The following table reflects estimated annual benefits payable under the
Retirement Plan for Employees of South Alabama (the "South Alabama Plan") in
effect as of December 31, 1998 at various salary and years of service levels,
assuming retirement at age 65.
<TABLE>
PENSION PLAN TABLE
Compensation Years of Credited Service
<CAPTION>
10 15 20 25 30 35
<S> <C> <C> <C> <C> <C> <C>
25,000 2,500 3,750 5,000 6,250 7,500 8,750
50,000 5,000 7,500 10,000 12,500 15,000 17,500
75,000 7,500 11,250 15,000 18,750 22,500 26,250
100,000 10,000 15,000 20,000 25,000 30,000 35,000
125,000 12,500 18,750 25,000 31,250 37,500 43,750
150,000 15,000 22,500 30,000 37,500 45,000 52,500
175,000* 15,000 22,500 30,000 37,500 45,000 52,500
*Maximum Compensation for 1998 under IRC 401(a)(17) is $160,000.
</TABLE>
The amounts reflected are single life benefits computed under the South
Alabama Plan's basic formula.
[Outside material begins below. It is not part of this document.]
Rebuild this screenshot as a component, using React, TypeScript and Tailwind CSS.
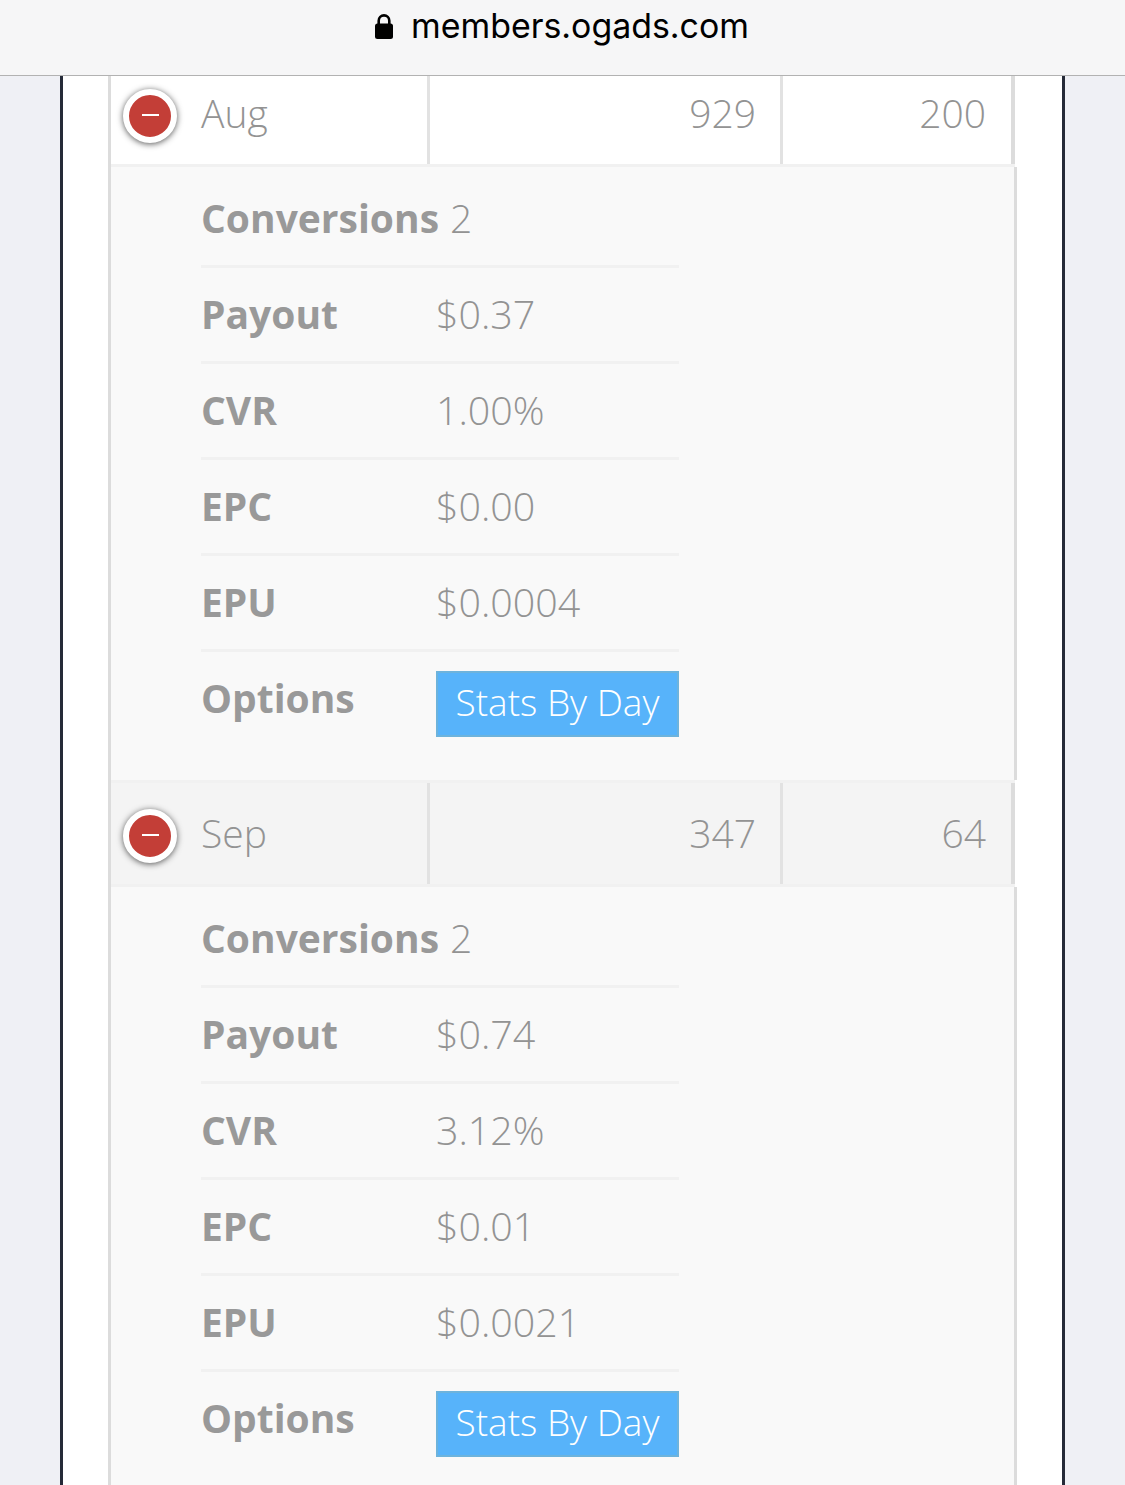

The South Alabama Plan provides generally for a
monthly benefit commencing at age 65 equal to 1% of the employee's average
monthly base compensation during the highest 5 consecutive calendar years out
of the 10 calendar years preceding retirement, multiplied by years of credited
service, not to exceed 40 years. Alternative plan formulas which may apply to
certain participants who participated in predecessor pension plans, might
produce a greater benefit in some situations. Joint and survivor benefits
would be less. Social Security benefits do not affect payments made under the
South Alabama Plan. As of December 31, 1998, Mr. Lamar was credited with 10
years of service, Mr. Nelson was credited with 19 years of service, Mr. Croft
was credited with 29 years of service and Mr. Bixler was credited with 10
years of service.
The Mobile Bank. The Mobile Bank maintains an unfunded and unsecured
Supplemental Retirement Plan (the "Supplemental Plan") designed to supplement
the benefits payable under the South Alabama Plan for certain key employees
selected by the Mobile Bank's Board of Directors. Each participant was a
participant in a pension plan of another bank prior to his employment by the
Mobile Bank, and the Supplemental Plan is designed to afford the participant
the same pension he would receive under the South Alabama Plan if he were
given years-of-service credit as if he were employed by the Mobile Bank his
entire banking career, reduced by benefits actually payable to him under the
South Alabama Plan and any retirement benefit payable to him under any such
plan of another bank. Benefits for total and permanent disability are
supplemented in the same manner.
Because the Supplemental Plan is intended to complement benefits
otherwise available to the participants, the exact amounts to be paid, if any,
to any participant, including Mr. Lamar, cannot be determined until retirement
or disability. Management of the Mobile Bank does not believe any current
expense and any liabilities associated with the Supplemental Plan are
material.
Savings and Profit Sharing Plan. South Alabama maintains the South
Alabama Bancorporation Savings & Profit Sharing Plan. Subject to certain
employment and vesting requirements, all South Alabama personnel are permitted
to participate in the plan. An eligible employee may defer up to 10% of his
or her pay into the plan. The employer makes a matching contribution as
follows: $1.00 for $1.00 on the first 2%, $0.75 for $1.00 on the next 2% and
$0.50 for $1.00 on the next 2%. If an employee defers 6% of pay, that
employee would receive a 4.5% matching contribution. At the beginning of each
year the South Alabama Board of Directors sets the profit sharing goal and at
the end of the year the Board of Directors determines the amount of the profit
sharing contribution to be made. The profit sharing contribution is allocated
to each eligible employee based on an individual compensation to total
participant compensation ratio.
The Demopolis Bank. The Demopolis Bank maintains The Commercial National
Bank of Demopolis 401(k) Profit Sharing Plan. Subject to certain employment
and vesting requirements, all Demopolis Bank personnel are permitted to
participate. At the end of each year, the profit sharing contribution,
determined by the Demopolis Bank Board of Directors, is allocated among the
profit sharing accounts of the eligible participants. Subject to the Actual
Contribution Percentage limitations, the Demopolis Bank may make Employer
Matching Contributions in an amount approved by the Board of Directors.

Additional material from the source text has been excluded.